Coming from a culture where history is interpreted and passed on through an oral tradition, Peter Uka has decided to channel his talent by painting pictures that tell those stories in insightful, affectionate social chronicles. With classical training in realistic figuration, the images flow straight from memory onto the canvas, sometimes highlighting and necessarily glossing over idiosyncratic imperfections, his deft methods breathing life into dynamic portrayals.

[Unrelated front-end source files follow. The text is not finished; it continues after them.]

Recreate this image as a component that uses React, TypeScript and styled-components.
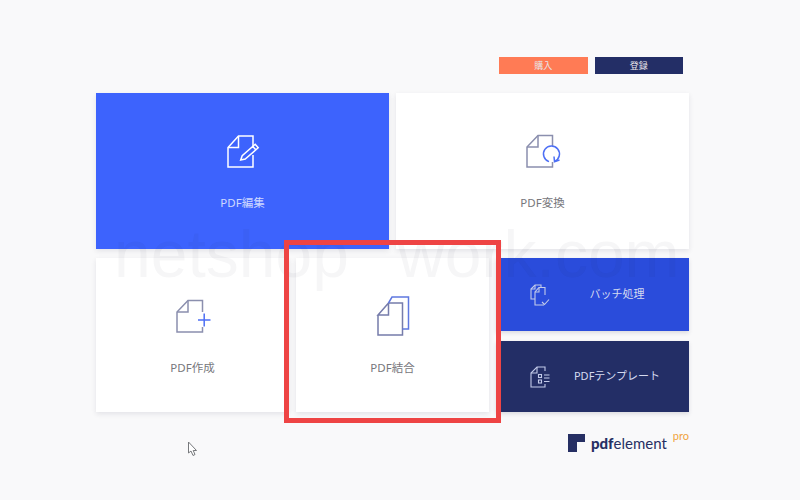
import styled, { createGlobalStyle } from "styled-components";

const GlobalStyle = createGlobalStyle`
  html, body {
    margin: 0;
    padding: 0;
    background: #f9f9fa;
  }
`;

const FONT = `"Noto Sans", "Noto Sans CJK JP", sans-serif`;

const Page = styled.div`
  position: relative;
  width: 800px;
  height: 500px;
  overflow: hidden;
  box-sizing: border-box;
  padding: 57px 111px 0 96px;
  background: #f9f9fa;
  font-family: ${FONT};
`;

const TopBar = styled.div`
  display: flex;
  justify-content: flex-end;
  gap: 7px;
  padding-right: 6px;
  margin-bottom: 19px;
`;

const TopButton = styled.button<{ $bg: string }>`
  width: 88.500px;
  height: 17px;
  border: 0;
  padding: 0;
  background: ${(p) => p.$bg};
  color: #e9e6ea;
  font-family: ${FONT};
  font-size: 9px;
  line-height: 17px;
`;

const Row = styled.div<{ $gap: number; $mb?: number }>`
  display: flex;
  gap: ${(p) => p.$gap}px;
  margin-bottom: ${(p) => p.$mb ?? 0}px;
`;

const Card = styled.div<{ $dark?: boolean; $h: number; $w: number }>`
  width: ${(p) => p.$w}px;
  height: ${(p) => p.$h}px;
  box-sizing: border-box;
  padding-top: 42px;
  display: flex;
  flex-direction: column;
  align-items: center;
  background: ${(p) => (p.$dark ? "#3d63fd" : "#ffffff")};
  color: ${(p) => (p.$dark ? "#cfd9ff" : "#77777c")};
  box-shadow: 0 2px 5px rgba(40, 40, 70, 0.1);
`;

const Label = styled.div`
  margin-top: 25px;
  font-size: 11.500px;
  line-height: 14px;
  white-space: nowrap;
`;

const Icon = styled.svg`
  width: 34px;
  height: 36px;
  overflow: visible;
  fill: none;
  stroke-width: 1.5;
`;

const SideStack = styled.div`
  display: flex;
  flex-direction: column;
  gap: 10px;
`;

const SideCard = styled.div<{ $bg: string; $h: number }>`
  width: 193px;
  height: ${(p) => p.$h}px;
  box-sizing: border-box;
  padding: 0 5px 0 34px;
  display: flex;
  align-items: center;
  background: ${(p) => p.$bg};
  color: #d5daf0;
  box-shadow: 0 2px 4px rgba(40, 40, 70, 0.14);
`;

const SideIcon = styled.svg`
  width: 20px;
  height: 22px;
  flex: none;
  fill: none;
  stroke: #c3cbea;
  stroke-width: 1.1;
`;

const SideLabel = styled.div`
  flex: 1;
  margin-top: -1px;
  text-align: center;
  font-size: 11px;
  line-height: 14px;
  white-space: nowrap;
`;

const Brand = styled.div`
  display: flex;
  justify-content: flex-end;
  margin-top: 22px;
`;

const BrandLockup = styled.div`
  display: flex;
  align-items: flex-start;
  color: #262f63;
  font-family: "Lato", sans-serif;
`;

const BrandMark = styled.svg`
  width: 18px;
  height: 18px;
  margin-right: 5px;
  fill: #262f63;
`;

const BrandName = styled.div`
  font-size: 15px;
  line-height: 18px;
  font-weight: 400;
  b {
    font-weight: 900;
  }
`;

const BrandPro = styled.div`
  margin: -4px 0 0 6px;
  color: #f0a33c;
  font-size: 11px;
  line-height: 12px;
`;

const Highlight = styled.div`
  position: absolute;
  left: 284px;
  top: 240px;
  width: 217px;
  height: 183px;
  box-sizing: border-box;
  border: 5px solid #ee4444;
  pointer-events: none;
`;

const Watermark = styled.div`
  position: absolute;
  left: 114px;
  top: 221px;
  color: rgba(30, 30, 60, 0.04);
  font-family: "Liberation Sans", sans-serif;
  font-size: 66px;
  line-height: 66px;
  word-spacing: 30px;
  white-space: nowrap;
  pointer-events: none;
`;

const Cursor = styled.svg`
  position: absolute;
  left: 187px;
  top: 441px;
  width: 12px;
  height: 16px;
`;

const GREY = "#8b8fae";
const BLUE = "#4d6ff5";

function App() {
  return (
    <Page>
      <GlobalStyle />
      <TopBar>
        <TopButton $bg="#ff7b55">購入</TopButton>
        <TopButton $bg="#232e66">登録</TopButton>
      </TopBar>

      <Row $gap={7} $mb={9}>
        <Card $dark $w={293} $h={156}>
          <Icon viewBox="0 0 34 36" stroke="#ffffff">
            <path d="M27 13V1H12.500L2 12.500V32H27V20" />
            <path d="M12.500 1V12.500H2" />
            <path d="M14.700 25L16.200 20.700L29.200 9.300L32.200 12.700L19.200 24.100Z" />
            <path d="M26.800 11.400L29.800 14.800" />
          </Icon>
          <Label>PDF編集</Label>
        </Card>
        <Card $w={293} $h={156}>
          <Icon viewBox="0 0 34 36" stroke={GREY}>
            <path d="M26.500 11V0.500H12L1 12V32H26.500V27" />
            <path d="M12 0.500V12H1" />
            <path stroke={BLUE} d="M23 26.600A8 8 0 1 1 28.500 26.400" />
            <path stroke={BLUE} d="M28 21.500L28.500 26.700L33.500 25" />
          </Icon>
          <Label>PDF変換</Label>
        </Card>
      </Row>

      <Row $gap={7}>
        <Card $w={193} $h={154}>
          <Icon viewBox="0 0 34 36" stroke={GREY}>
            <path d="M26.500 12V0.500H12L1 12V32H26.500V27" />
            <path d="M12 0.500V12H1" />
            <path stroke={BLUE} d="M22 20H34.500M28.200 13.500V26.500" />
          </Icon>
          <Label>PDF作成</Label>
        </Card>
        <Card $w={193} $h={154}>
          <Icon viewBox="0 0 34 36" stroke="#767cab">
            <path d="M2 15V35H26.500V3H12.500L2 15H12.500V3" />
            <path stroke="#5f78e0" d="M12.500 3L16 -3H32.500V29H26.500" />
          </Icon>
          <Label>PDF結合</Label>
        </Card>
        <SideStack>
          <SideCard $bg="#2a4cdb" $h={73}>
            <SideIcon viewBox="0 0 20 22">
              <path d="M5 15H1V5L5 1H11V3" />
              <path d="M5 1V5H1" />
              <path d="M14 21H5V8L9 3.500H15V11" />
              <path d="M9 3.500V8H5" />
              <path d="M12 18L14.500 20.500L19 15.500" />
            </SideIcon>
            <SideLabel>バッチ処理</SideLabel>
          </SideCard>
          <SideCard $bg="#232e66" $h={71}>
            <SideIcon viewBox="0 0 20 22">
              <path d="M15 5V1H7L1 7V21H15V18" />
              <path d="M7 1V7H1" />
              <rect x="8.500" y="8.500" width="3" height="3" />
              <rect x="8.500" y="14" width="3" height="3" />
              <path d="M14 9H19.500M14 12H19.500M14 15.500H19.500" />
            </SideIcon>
            <SideLabel>PDFテンプレート</SideLabel>
          </SideCard>
        </SideStack>
      </Row>

      <Brand>
        <BrandLockup>
          <BrandMark viewBox="0 0 18 18">
            <path d="M0 0H17V8H9V18H0Z" />
          </BrandMark>
          <BrandName>
            <b>pdf</b>element
          </BrandName>
          <BrandPro>pro</BrandPro>
        </BrandLockup>
      </Brand>

      <Watermark>netshop work.com</Watermark>
      <Highlight />
      <Cursor viewBox="0 0 12 16">
        <path
          d="M1.500 1V12L4 10L6 14.500L8 13.500L6.200 9.500H9.500Z"
          fill="#fff"
          stroke="#77797c"
          strokeWidth="1"
        />
      </Cursor>
    </Page>
  );
}

export default App;
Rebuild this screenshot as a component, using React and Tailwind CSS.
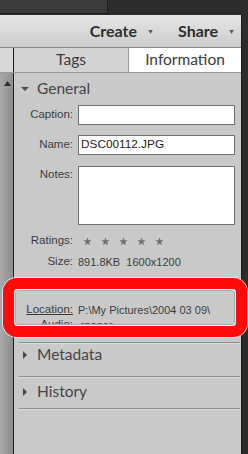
import React from 'react';

const font = { fontFamily: 'Lato, "Noto Sans", Arial, sans-serif' };
const small = { fontFamily: '"Liberation Sans", Arial, sans-serif' };

const Caret = ({ open }) => (
  <svg width="8" height="8" viewBox="0 0 8 8" className="shrink-0">
    {open ? <path d="M0 2 L8 2 L4 6 Z" fill="#4a4a4a" /> : <path d="M2 0 L6 4 L2 8 Z" fill="#4a4a4a" />}
  </svg>
);

const Star = () => (
  <svg width="9" height="9" viewBox="0 0 10 10">
    <path d="M5 0.5 L6.2 3.6 L9.5 3.7 L6.9 5.8 L7.8 9.2 L5 7.3 L2.2 9.2 L3.1 5.8 L0.5 3.7 L3.8 3.6 Z" fill="#707070" />
  </svg>
);

const Separator = () => <div className="ml-[5px] mr-[1px] h-[2px] border-t border-[#8f8f8f] border-b border-b-[#dadada]" />;

const Section = ({ title, open }) => (
  <div className="flex items-center h-[20px] pl-[7px] gap-[8px]">
    <Caret open={open} />
    <span className="text-[15.5px] text-[#454545] leading-none">{title}</span>
  </div>
);

const Label = ({ children, underline }) => (
  <span style={small} className={`w-[59px] shrink-0 text-right text-[11.5px] text-[#3c3c3c] leading-none ${underline ? 'underline' : ''}`}>{children}</span>
);

const Value = ({ children }) => (
  <span style={small} className="text-[11px] text-[#3c3c3c] leading-none whitespace-pre">{children}</span>
);

export default function App() {
  return (
    <div className="w-[248px] h-[454px] bg-[#2c2c2c] relative overflow-hidden" style={font}>
      {/* top dark strip */}
      <div className="h-[15px] relative">
        <div className="absolute left-0 top-0 w-[108px] h-[14px] bg-[#3a3a3a] border-r border-b border-[#1c1c1c]" />
      </div>

      <div className="w-[242px] border-r border-[#1a1a1a] flex flex-col h-[439px]">
        {/* toolbar */}
        <div className="h-[33px] bg-gradient-to-b from-[#e6e6e6] to-[#cccccc] border-b border-[#8a8a8a] flex items-center justify-end pr-[6px]">
          <span className="text-[16px] font-bold text-[#2e2e2e] leading-none">Create</span>
          <span className="ml-[10px] mr-[24px] text-[7px] text-[#555]">▼</span>
          <span className="text-[16px] font-bold text-[#2e2e2e] leading-none">Share</span>
          <span className="ml-[10px] text-[7px] text-[#555]">▼</span>
        </div>

        {/* tabs */}
        <div className="h-[25px] flex border-b border-[#9a9a9a]">
          <div className="w-[14px] bg-[#d8d8d8] border-r border-[#222]" />
          <div className="w-[115px] bg-[#d3d3d3] border-r border-[#9a9a9a] flex items-center justify-center text-[15.5px] text-[#3a3a3a]">Tags</div>
          <div className="flex-1 bg-white flex items-center justify-center text-[15.5px] text-[#3a3a3a]">Information</div>
        </div>

        {/* body */}
        <div className="flex flex-1">
          <div className="w-[14px] bg-gradient-to-r from-[#a8a8a8] to-[#8e8e8e] border-r border-[#1c1c1c] relative">
            <svg width="7" height="5" viewBox="0 0 7 5" className="absolute left-[4px] top-[8px]">
              <path d="M0 5 L3.5 0 L7 5 Z" fill="#2a2a2a" />
            </svg>
          </div>
          <div className="flex-1 bg-[#c9c9c9] flex flex-col pt-[6px]">
            <Section title="General" open />

            <div className="flex items-center gap-[5px] mt-[6px]">
              <Label>Caption:</Label>
              <div className="w-[157px] h-[20px] bg-white border border-[#6e6e6e]" />
            </div>
            <div className="flex items-center gap-[5px] mt-[10px]">
              <Label>Name:</Label>
              <div style={small} className="w-[157px] h-[20px] bg-white border border-[#6e6e6e] flex items-center pl-[2px] text-[11.8px] text-[#222] leading-none">DSC00112.JPG</div>
            </div>
            <div className="flex items-start gap-[5px] mt-[11px]">
              <span className="pt-[3px] flex"><Label>Notes:</Label></span>
              <div className="w-[157px] h-[59px] bg-white border border-[#6e6e6e]" />
            </div>
            <div className="flex items-center gap-[5px] mt-[9px] h-[14px]">
              <Label>Ratings:</Label>
              <div className="flex gap-[9px] ml-[5px]">
                <Star /><Star /><Star /><Star /><Star />
              </div>
            </div>
            <div className="flex items-center gap-[5px] mt-[7px] h-[14px]">
              <Label>Size:</Label>
              <Value>891.8KB  1600x1200</Value>
            </div>
            <div className="flex items-center gap-[5px] mt-[7px] h-[14px]">
              <Label>Date:</Label>
              <Value>2004/03/09</Value>
            </div>
            <div className="flex items-center gap-[5px] mt-[13px] h-[14px]">
              <Label underline>Location:</Label>
              <Value>P:\My Pictures\2004 03 09\</Value>
            </div>
            <div className="flex items-center gap-[5px] mt-[1px] h-[14px]">
              <Label>Audio:</Label>
              <Value>&lt;none&gt;</Value>
            </div>

            <div className="mt-[10px]"><Separator /></div>
            <div className="mt-[1px]"><Section title="Metadata" /></div>
            <div className="mt-[11px]"><Separator /></div>
            <div className="mt-[4px]"><Section title="History" /></div>
            <div className="mt-[6px]"><Separator /></div>
          </div>
        </div>
      </div>

      {/* red highlight annotation */}
      <div className="absolute left-[3px] top-[278px] w-[244px] h-[59px] rounded-[14px] border-[11px] border-[#ff0a0a] shadow-[0_0_0_1px_#f4dede]">
        <div className="w-full h-full rounded-[4px] border border-[#f3f3f3] shadow-[inset_0_0_0_1px_#a9a9a9]" />
      </div>
    </div>
  );
}
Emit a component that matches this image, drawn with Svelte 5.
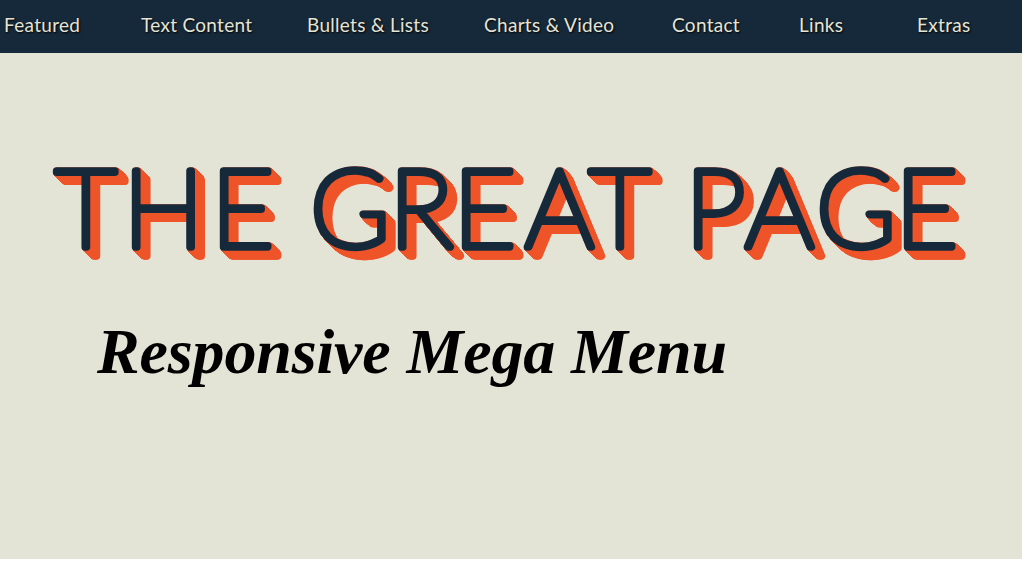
<script>
    const links = ['Featured', 'Text Content', 'Bullets & Lists', 'Charts & Video', 'Contact', 'Links', 'Extras']

    // glyph start positions read off the reference, spaces keep a slot too
    const xs = '55 123 211 290 310 389 453 525 589 670 685 745 816 895'
</script>

<div class="page">
    <nav>
        {#each links as link}
        <a href="#top">{link}</a>
        {/each}
    </nav>

    <main>
        <svg class="logo" width="1022" height="120" viewBox="0 0 1022 120">
            <text x={xs} y="91" xml:space="preserve">THE GREAT PAGE</text>
        </svg>

        <h2>Responsive Mega Menu</h2>
    </main>
</div>

<style>
    :global(body) {
        background: #fff;
    }
    .page {
        width: 1022px;
        height: 559px;
        overflow: hidden;
        background: #e4e4d6;
    }
    nav {
        display: grid;
        grid-template-columns: 137px 166px 177px 188px 127px 118px auto;
        height: 53px;
        box-sizing: border-box;
        align-items: center;
        padding: 0 0 5px 4px;
        background: #16293a;
    }
    a {
        color: #e4e4d6;
        font-family: "Lato", sans-serif;
        font-size: 19px;
        letter-spacing: 0.3px;
        text-decoration: none;
        white-space: nowrap;
        text-shadow: 1px 1px 2px #000;
    }
    main {
        padding-top: 103px;
    }
    /* each drop-shadow stacks on the last one, which gives the solid 3d edge */
    .logo {
        display: block;
        filter:
            drop-shadow(1px 1px 0 #ef5429) drop-shadow(1px 1px 0 #ef5429) drop-shadow(1px 1px 0 #ef5429)
            drop-shadow(1px 1px 0 #ef5429) drop-shadow(1px 1px 0 #ef5429) drop-shadow(1px 1px 0 #ef5429)
            drop-shadow(1px 1px 0 #ef5429) drop-shadow(1px 1px 0 #ef5429) drop-shadow(1px 1px 0 #ef5429)
            drop-shadow(1px 0 0 #ef5429);
    }
    text {
        font-family: "Lato", sans-serif;
        font-weight: 100;
        font-size: 108px;
        fill: #16293a;
        stroke: #16293a;
        stroke-width: 7.5px;
        stroke-linejoin: round;
        stroke-linecap: round;
    }
    h2 {
        margin: 39px 0 0 97px;
        font-family: "Liberation Serif", serif;
        font-size: 64px;
        font-style: italic;
        font-weight: bold;
        letter-spacing: -0.15px;
        line-height: 74px;
        color: #000;
    }
</style>
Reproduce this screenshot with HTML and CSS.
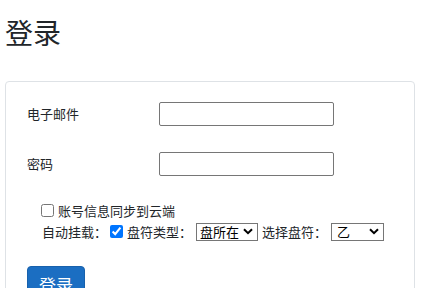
FILE: index.html
```html
<!DOCTYPE html>
<html lang="zh-CN">
<head>
<meta charset="utf-8">
<title>登录</title>
<link rel="stylesheet" href="styles.css">
</head>
<body>
<div class="page">
  <h1 class="title">登录</h1>
  <div class="card">
    <div class="field">
      <label class="field-label" for="email">电子邮件</label>
      <input class="field-input" id="email" type="text">
    </div>
    <div class="field">
      <label class="field-label" for="pwd">密码</label>
      <input class="field-input" id="pwd" type="password">
    </div>
    <div class="options">
      <label class="opt-line"><input class="cb" type="checkbox">账号信息同步到云端</label>
      <div class="opt-line">
        <span class="lead">自动挂载：</span><input class="cb cb-mount" type="checkbox" checked><span>盘符类型：</span>
        <select class="sel sel-type"><option>盘所在</option></select>
        <span>选择盘符：</span>
        <select class="sel sel-letter"><option>乙</option></select>
      </div>
    </div>
    <button class="btn" type="button">登录</button>
  </div>
</div>
</body>
</html>
```
FILE: styles.css
```css
html, body {
  margin: 0;
  padding: 0;
  background: #fff;
}
body {
  font-family: "Noto Sans CJK SC", "Noto Sans", sans-serif;
  color: #212529;
  font-size: 13px;
}
.page {
  padding: 0 7px 0 5px;
}
.title {
  margin: 0;
  padding-top: 15px;
  font-size: 28px;
  font-weight: 400;
  line-height: 34px;
  height: 66px;
}
.card {
  border: 1px solid #dee2e6;
  border-radius: 4px;
  padding: 20px 21px 0 21px;
  height: 240px;
}
.field {
  display: flex;
  align-items: center;
  height: 24px;
  margin-bottom: 26px;
}
.field-label {
  width: 132px;
  flex: none;
  line-height: 24px;
}
.field-input {
  box-sizing: border-box;
  width: 175px;
  height: 24px;
  border: 1px solid #767676;
  border-radius: 2px;
  padding: 1px 4px;
  margin: 0;
  font: inherit;
}
.options {
  margin-top: -2px;
  padding-left: 10px;
}
.opt-line {
  display: flex;
  align-items: center;
  height: 21px;
  white-space: nowrap;
}
.cb {
  width: 13px;
  height: 13px;
  margin: 0 4px 0 4px;
  flex: none;
}
.lead {
  margin-left: 5px;
}
.cb-mount {
  margin-left: 3px;
}
.sel {
  -webkit-appearance: none;
  appearance: none;
  box-sizing: border-box;
  height: 18px;
  font: inherit;
  font-size: 13px;
  line-height: 16px;
  color: #000;
  border: 1px solid #767676;
  border-radius: 0;
  padding: 0 0 0 3px;
  margin: 0 4px;
  background: #fff url("data:image/svg+xml;utf8,<svg xmlns='http://www.w3.org/2000/svg' width='10' height='7' viewBox='0 0 10 7'><path d='M1 1.2 L5 5.2 L9 1.2' fill='none' stroke='black' stroke-width='2'/></svg>") no-repeat right 4px center;
  flex: none;
}
.sel-type {
  width: 62px;
}
.sel-letter {
  width: 53px;
  padding-left: 5px;
}
.btn {
  margin-top: 24px;
  box-sizing: border-box;
  height: 38px;
  padding: 0 11px;
  background: #1b6ec2;
  border: 1px solid #1861ac;
  border-radius: 4px;
  color: #fff;
  font-family: inherit;
  font-size: 17px;
  line-height: 36px;
}
```
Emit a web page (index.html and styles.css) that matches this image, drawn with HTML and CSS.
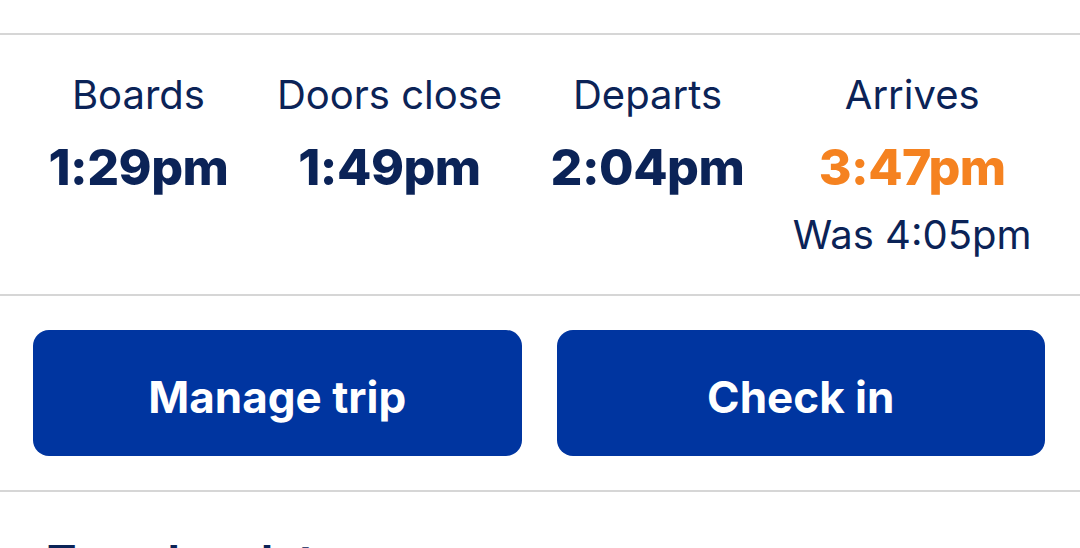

Scenes witnessed while growing up in Nigeria, the bright, surrounding colors and patterns, as well as behaviours, mannerisms and local customs are all captured in vibrant, visual narrative. Driven by the imperative to introduce his homeland and culture to the rest of the world, Uka’s work also provides a personal, emotional link to the life he left behind after moving to Germany back in 2007 to study at Kunstakademie in Düsseldorf. The mixture of oversaturated, tropical colors, exaggerated contrasts, and the graphic, journalistic feel of the scenes depicts a view of recent history that has been missing in the global narrative. Luckily, Peter Uka is determined to recreate those moments on canvas and tell those stories with brush and oil paint to anyone willing to “listen.”
Sasha Bogojev: I want to start with your introduction to art. How did that come about?
Peter Uka: It was more like a marathon, as I grew up around it. My father is a self-taught artist, and he ran his workshop in the little town in Benue State in Nigeria. And my father used to, well, he still does, have a lot of apprentices. He teaches sign writing, drawing and stuff like that. Back in those days, we didn’t have printers and stuff, so he was doing all the sign writing for businesses. He made those, and I just grew up around it.
And at which point did you expand to an interest in fine art?
I was always in love with it, I always wanted to do it. But my father, like most African parents, didn’t want that. They feel like you have to study to become a doctor or an engineer and stuff. They always want something which they think is better than what they have.
So I started first tapering towards architecture. But, along the line, I dropped that, and then I just went fully into art. So I started in Nigeria, at Yaba College of Technology, Lagos. I did my lower and higher diploma there. And that was my introduction.
Was there a crucial moment or point that you chose to commit to it as a profession?
I was already in my late twenties. I was a construction site supervisor for a construction company, and it was a good job. It was really good, so to say, in terms of pay and all that, and I was more or less financially secure. But I wasn’t satisfied. I just felt something was missing. So I quit my job, and dropped everything, and went back to school.
How does it feel being in this situation now, looking back at that whole journey?
I’m one of those people who doesn’t regret decisions. I just don’t. Yes, I might regret certain things, but I don’t dwell on it. Because I don’t think dwelling on it is going to change the circumstances, I just want to make the best out of what I have. And also knowing that it is not a failure, it’s just a lesson. So I just do it. I took that risk, and here we are. It was just more like a point in my life where I needed to make a point, take what I call “the quantum leap” and step into the unknown.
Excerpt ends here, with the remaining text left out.